As well as Davis, The Help features the beautiful Jessica Chastain (somewhat anodyne as the under-written Virgilia in Fiennes's Coriolanus) as a white, middle-class tragic birdbrain who finds a much-needed friend in her domestic servant, acting with all the comic guile and vulnerable ditsiness of Marilyn Monroe.

And the "real" Monroe is superbly played by Michelle Williams in Simon Curtis's highly enjoyable My Week With Marilyn in which Kenneth Branagh gives a brilliant, impeccable performance as Laurence Olivier, full of theatrical ticks and tuts, sigh-laden looks and bad-tempered sulkiness; this is not an impersonation, but a fully realised, affectionate evocation of one great actor by another who was unfairly dubbed, in his early years, "the new Olivier."

The acting honours really do go, though, to Williams, who also avoids all sense of cliche or mannerism in her Monroe portrayal, and she's beautifully partnered by Eddie Redmayne as the callow third assistant, Colin Clark, whose bewitchment by Marilyn was the subject of a wonderful diary by Clark, wittily adapted for the screen by Adrian Hodges.

So, my actors of the awards season so far are Fiennes, Carey Mulligan and Michelle Williams (with support nods for Redgrave, Chastain and Branagh), though the latter two are finally outgunned by Charlize Theron in Young Adult and the incomparable Meryl Streep in The Iron Lady.

Theron's stunning performance relates the return of a divorced writer to her home town in Minnesota in order to wrestle her childhood sweetheart away from his wife and family.

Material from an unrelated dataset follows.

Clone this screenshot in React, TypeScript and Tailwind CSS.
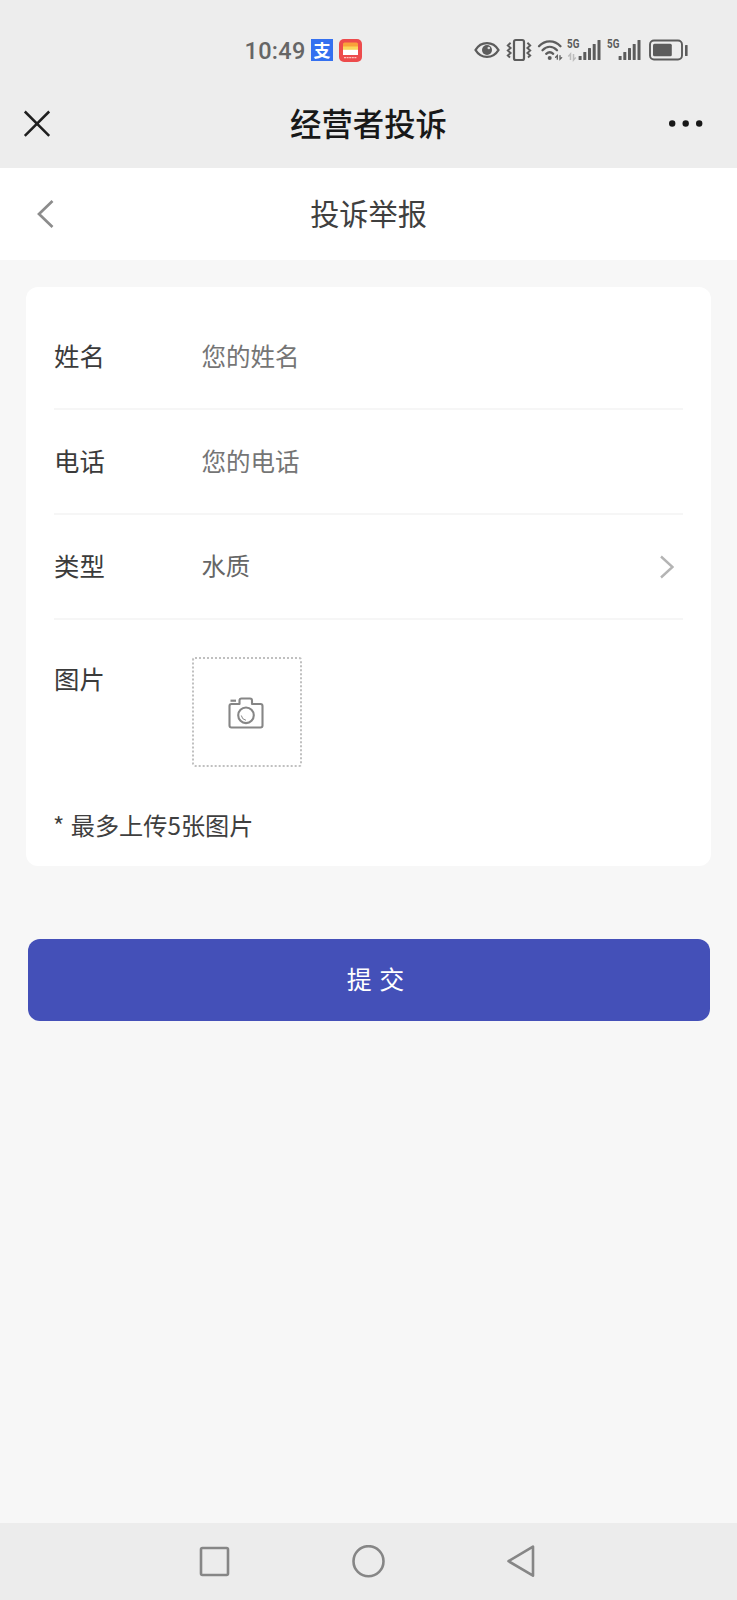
import { useState, type ReactNode } from "react";

function EyeIcon() {
  return (
    <svg className="h-[20px] w-[26px]" viewBox="0 0 26 20" fill="none" stroke="#5c5c5c">
      <path d="M1.500 10C7 .8 19 .8 24.500 10C19 19.200 7 19.200 1.500 10Z" strokeWidth="2.400" strokeLinejoin="round" />
      <circle cx="13" cy="10" r="5" fill="#5c5c5c" stroke="none" />
      <circle cx="14.800" cy="8" r="1.300" fill="#dcdcdc" stroke="none" />
    </svg>
  );
}

function VibrateIcon() {
  return (
    <svg className="ml-[6px] h-[24px] w-[26px]" viewBox="0 0 26 24" fill="none" stroke="#5c5c5c" strokeWidth="2.200">
      <rect x="8" y="2" width="10" height="20" rx="1.800" />
      <path d="M4.600 4.800L1.800 7.500l2.800 2.500-2.800 2.500 2.800 2.500-2.800 2.500 2.200 2M21.400 4.800L24.200 7.500l-2.800 2.500 2.800 2.500-2.800 2.500 2.800 2.500-2.200 2" strokeWidth="1.900" />
    </svg>
  );
}

function WifiIcon() {
  return (
    <svg className="ml-[5px] h-[24px] w-[26px]" viewBox="0 0 26 24" fill="none" stroke="#5c5c5c" strokeLinecap="round">
      <path d="M2 8.200C8 1.700 17.500 1.700 23.500 8.200M5.500 12.200C10 7.700 15.500 7.700 20 12.200M9.200 15.800C11.600 13.700 14 13.700 16.200 15.800" strokeWidth="2.300" />
      <circle cx="12.700" cy="20" r="2" fill="#5c5c5c" stroke="none" />
      <path d="M20.300 21.200v-3.600l-1.700 1.600M23 17.600v3.600l1.700-1.600" strokeWidth="1.300" />
    </svg>
  );
}

function Signal({ data }: { data?: boolean }) {
  return (
    <div className="relative h-[24px] w-[34px]">
      <span className="absolute top-0 left-0 origin-left scale-x-[0.82] font-['Roboto',sans-serif] text-[12px] leading-[13px] font-bold text-[#5c5c5c]">
        5G
      </span>
      <svg className="h-[24px] w-[34px]" viewBox="0 0 34 24" fill="#5c5c5c">
        <rect x="11.600" y="18" width="3" height="4" rx=".5" />
        <rect x="16.300" y="14" width="3" height="8" rx=".5" />
        <rect x="21" y="10" width="3" height="12" rx=".5" />
        <rect x="25.700" y="6" width="3" height="16" rx=".5" />
        <rect x="30.500" y="2" width="3" height="20" rx=".5" />
        {data && (
          <path d="M3.500 22v-6l-2.200 2.500M6.500 16v6l2.200-2.500" fill="none" stroke="#bcbcbc" strokeWidth="1.500" />
        )}
      </svg>
    </div>
  );
}

function BatteryIcon() {
  return (
    <svg className="ml-[7px] h-[24px] w-[41px]" viewBox="0 0 41 24" fill="#5c5c5c">
      <rect x="2" y="2.500" width="32" height="19" rx="4" fill="none" stroke="#5c5c5c" strokeWidth="1.900" />
      <rect x="5" y="5.700" width="18.800" height="12.600" rx="1.500" />
      <rect x="37" y="7" width="2.600" height="11" rx=".6" />
    </svg>
  );
}

function StatusBar() {
  return (
    <div className="flex h-[80px] items-center justify-between pt-[20px] pr-[48.500px] pl-[244.500px]">
      <div className="flex items-center">
        <span className="w-[66.500px] pt-[1px] font-['Roboto',sans-serif] text-[23.500px] leading-[24px] font-medium tracking-[0.3px] text-[#666666]">10:49</span>
        <span className="flex size-[22px] items-center justify-center bg-[#3470f0] pb-[1px] font-['Noto_Sans_CJK_SC',sans-serif] text-[17px] leading-[20px] font-bold text-white">
          支
        </span>
        <svg className="ml-[6px] size-[23px]" viewBox="0 0 23 23">
          <rect width="23" height="23" rx="5" fill="#ed4b4c" />
          <path d="M4 5Q4 3.500 5.500 3.500h12Q19 3.500 19 5V9H4z" fill="#f9a13a" />
          <path d="M4 7.500h15v4H4z" fill="#fbd65a" />
          <path d="M4 10.800h15V16H4z" fill="#fff" />
          <path d="M5 18.700h13" stroke="#ffc3bd" strokeWidth="1.300" strokeDasharray="2 .6" />
        </svg>
      </div>
      <div className="flex items-center">
        <EyeIcon />
        <VibrateIcon />
        <WifiIcon />
        <div className="ml-[4px] flex gap-[6px]">
          <Signal data />
          <Signal />
        </div>
        <BatteryIcon />
      </div>
    </div>
  );
}

function Row({ label, children }: { label: string; children: ReactNode }) {
  return (
    <div className="flex h-[105px] items-center border-b-2 border-[#f6f6f6]">
      <span className="w-[147.500px] shrink-0 pb-[2px] text-[25.400px] text-[#3b3b3b]">{label}</span>
      {children}
    </div>
  );
}

export default function App() {
  const [name, setName] = useState("");
  const [phone, setPhone] = useState("");
  return (
    <div className="flex h-[1600px] w-[737px] flex-col bg-[#f7f7f7] font-['Noto_Sans_CJK_SC',sans-serif]">
      <header className="h-[168px] bg-[#ededed]">
        <StatusBar />
        <div className="grid h-[88px] grid-cols-[1fr_auto_1fr] items-center pr-[34px] pl-[23px]">
          <svg className="size-[28px]" viewBox="0 0 28 28" fill="none" stroke="#1f1f1f" strokeWidth="2.500">
            <path d="M1.800 1.500l24.400 24.400M26.200 1.500l-24.400 24.400" />
          </svg>
          <h1 className="pb-[3px] pl-[11px] text-[31.400px] leading-[40px] font-medium text-[#181818]">经营者投诉</h1>
          <svg className="h-[8px] w-[34px] justify-self-end" viewBox="0 0 34 8" fill="#181818">
            <circle cx="3.200" cy="3.500" r="3.200" />
            <circle cx="16.700" cy="3.500" r="3.200" />
            <circle cx="30.200" cy="3.500" r="3.200" />
          </svg>
        </div>
      </header>

      <div className="flex h-[92px] items-center justify-between bg-white px-[36px]">
        <svg className="h-[30px] w-[18px]" viewBox="0 0 18 30" fill="none" stroke="#8c8c8c" strokeWidth="2.700">
          <path d="M16.500 2L3 15l13.500 13" />
        </svg>
        <h2 className="pb-[5px] text-[29.200px] leading-[40px] text-[#3f3f3f]">投诉举报</h2>
        <span className="w-[18px]" />
      </div>

      <main className="flex-1 px-[26px] pt-[27px]">
        <section className="h-[579px] rounded-[12px] bg-white px-[28px] pt-[18px]">
          <Row label="姓名">
            <input
              className="min-w-0 flex-1 pb-[1px] text-[24.500px] text-[#707070] outline-none placeholder:text-[#757575]"
              placeholder="您的姓名"
              value={name}
              onChange={(e) => setName(e.target.value)}
            />
          </Row>
          <Row label="电话">
            <input
              className="min-w-0 flex-1 pb-[1px] text-[24.500px] text-[#707070] outline-none placeholder:text-[#757575]"
              placeholder="您的电话"
              value={phone}
              onChange={(e) => setPhone(e.target.value)}
            />
          </Row>
          <Row label="类型">
            <span className="flex-1 pb-[2px] text-[24.300px] text-[#666666]">水质</span>
            <svg className="mr-[9px] h-[24px] w-[14px]" viewBox="0 0 14 24" fill="none" stroke="#b4b4b4" strokeWidth="2.400">
              <path d="M1 1.500L12.500 12 1 22.500" />
            </svg>
          </Row>
          <div className="flex items-start pt-[37px]">
            <span className="w-[138px] pt-[2px] text-[25.400px] leading-[38px] text-[#3b3b3b]">图片</span>
            <button className="flex size-[110px] items-center justify-center rounded-[3px] border-2 border-dotted border-[#c0c0c0]">
              <svg className="mt-[1px] mr-[3px] h-[32px] w-[36px]" viewBox="0 0 36 32" fill="none" stroke="#868686" strokeWidth="2.100">
                <path d="M3.500 7h8V3.500Q11.500 1.500 13.500 1.500h8.500Q24 1.500 24 3.500V7h8.500Q34.500 7 34.500 9v19.500q0 2-2 2h-29q-2 0-2-2V9q0-2 2-2z" strokeLinejoin="round" />
                <circle cx="18" cy="18.300" r="7.800" />
                <path d="M2.500 3.700h5.500" strokeWidth="2.200" />
                <path d="M13.300 18.500q.6 4 4.700 4.800" strokeWidth="1" />
              </svg>
            </button>
          </div>
          <p className="mt-[39px] -ml-px text-[24.200px] leading-[38px] text-[#3f3f3f]">
            <span className="mr-px">*</span> 最多上传5张图片
          </p>
        </section>
        <button className="mt-[73px] ml-[1.500px] flex h-[81.500px] w-[682px] items-center justify-center rounded-[12px] bg-[#4450b8] pb-[2px] text-[25px] text-white">
          <span className="pl-[14px] [word-spacing:2px]">提 交</span>
        </button>
      </main>

      <nav className="flex h-[77px] items-center justify-between bg-[#ececec] pr-[200px] pl-[198px]">
        <svg className="size-[32px]" viewBox="0 0 32 32" fill="none" stroke="#868686" strokeWidth="2.600">
          <rect x="3" y="2" width="27" height="27" rx="1.500" />
        </svg>
        <svg className="size-[34px]" viewBox="0 0 34 34" fill="none" stroke="#868686" strokeWidth="2.600">
          <circle cx="17.500" cy="16.200" r="15" />
        </svg>
        <svg className="h-[34px] w-[32px]" viewBox="0 0 32 34" fill="none" stroke="#868686" strokeWidth="2.600" strokeLinejoin="round">
          <path d="M3.500 16.200L28 1.700v29z" />
        </svg>
      </nav>
    </div>
  );
}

The film's a brilliant subversion of "young adult" fiction, while Phyllida Lloyd's The Iron Lady (scripted by Abi Morgan, who co-scripted Shame with McQueen) is a "highlights of an abrasive political career" sort of look at Thatcher's prime minister-ship seen in flashback from a fading present, interrupted with vivid re-visitings by dead husband Denis, exuberantly played by Jim Broadbent. The detail in Streep's performance is astonishing — the watery eyes, the stoop, the steel and the intransigence.

Again, like Branagh and Michelle Williams, Streep goes way beyond impersonation and strikes to the very heart of a woman who, like Lady Bracknell, has disguised her own ambiguous humanity in a cloak of imperious certainty.

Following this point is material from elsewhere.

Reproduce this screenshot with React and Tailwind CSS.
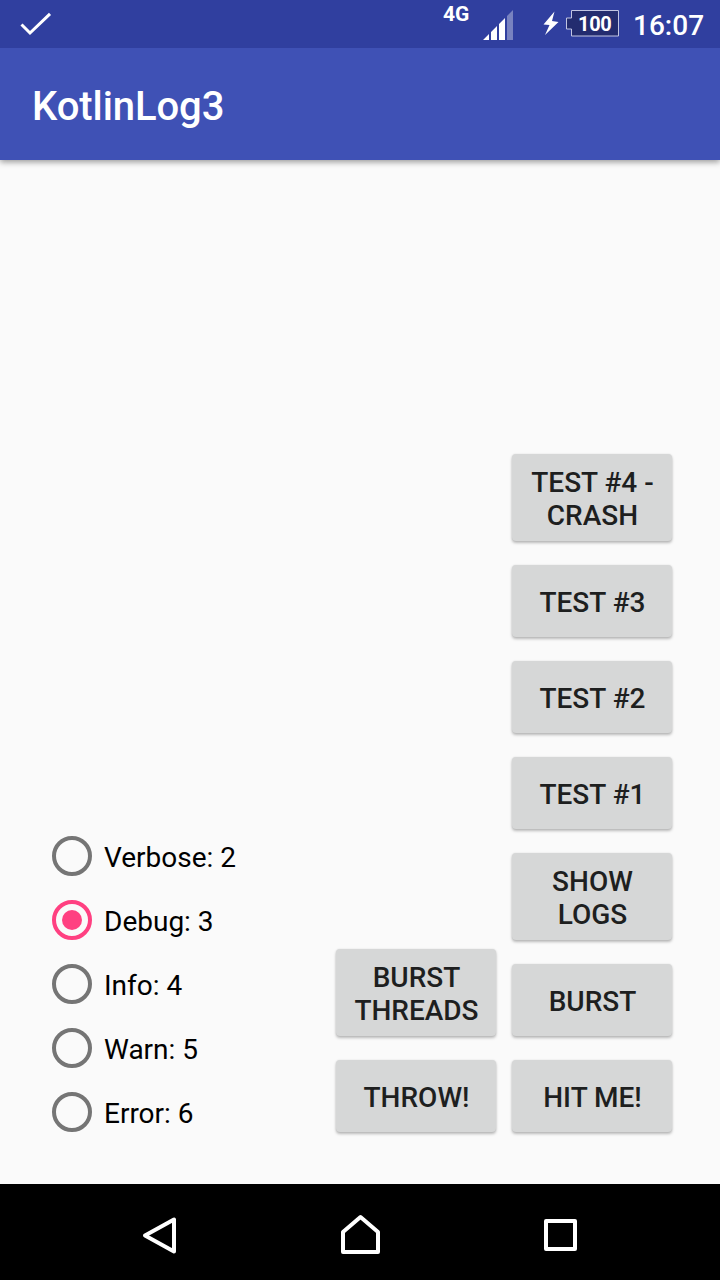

Right-wing media reaction to The Iron Lady (as opposed to film criticism) has already protested at its non-existent left-wing bias (Michael Pennington's Michael Foot is a disappointingly tedious vignette) and suggested that it's "cruel" to show Thatcher in decline, though the evidence of Alzheimer's is very slim indeed in the film.

In his annual diary this month in the London Review of Books, Alan Bennett recalls a trip along the M62 in c.1990 from Hull to Liverpool, witnessing "a trail of devastation, decay and manufacturing slump that stretched from coast to coast, much of it the doing of the Iron Lady." It struck him then, says Bennett, "that no-one had done such systematic damage to the North since William the Conqueror."

Nothing in the movie is as critical as that broadside, and The Iron Lady, despite Streep's magnificent performance, is really just a historical scrap-book with funny and tender bits, and probably more of a television film than a full-blown movie.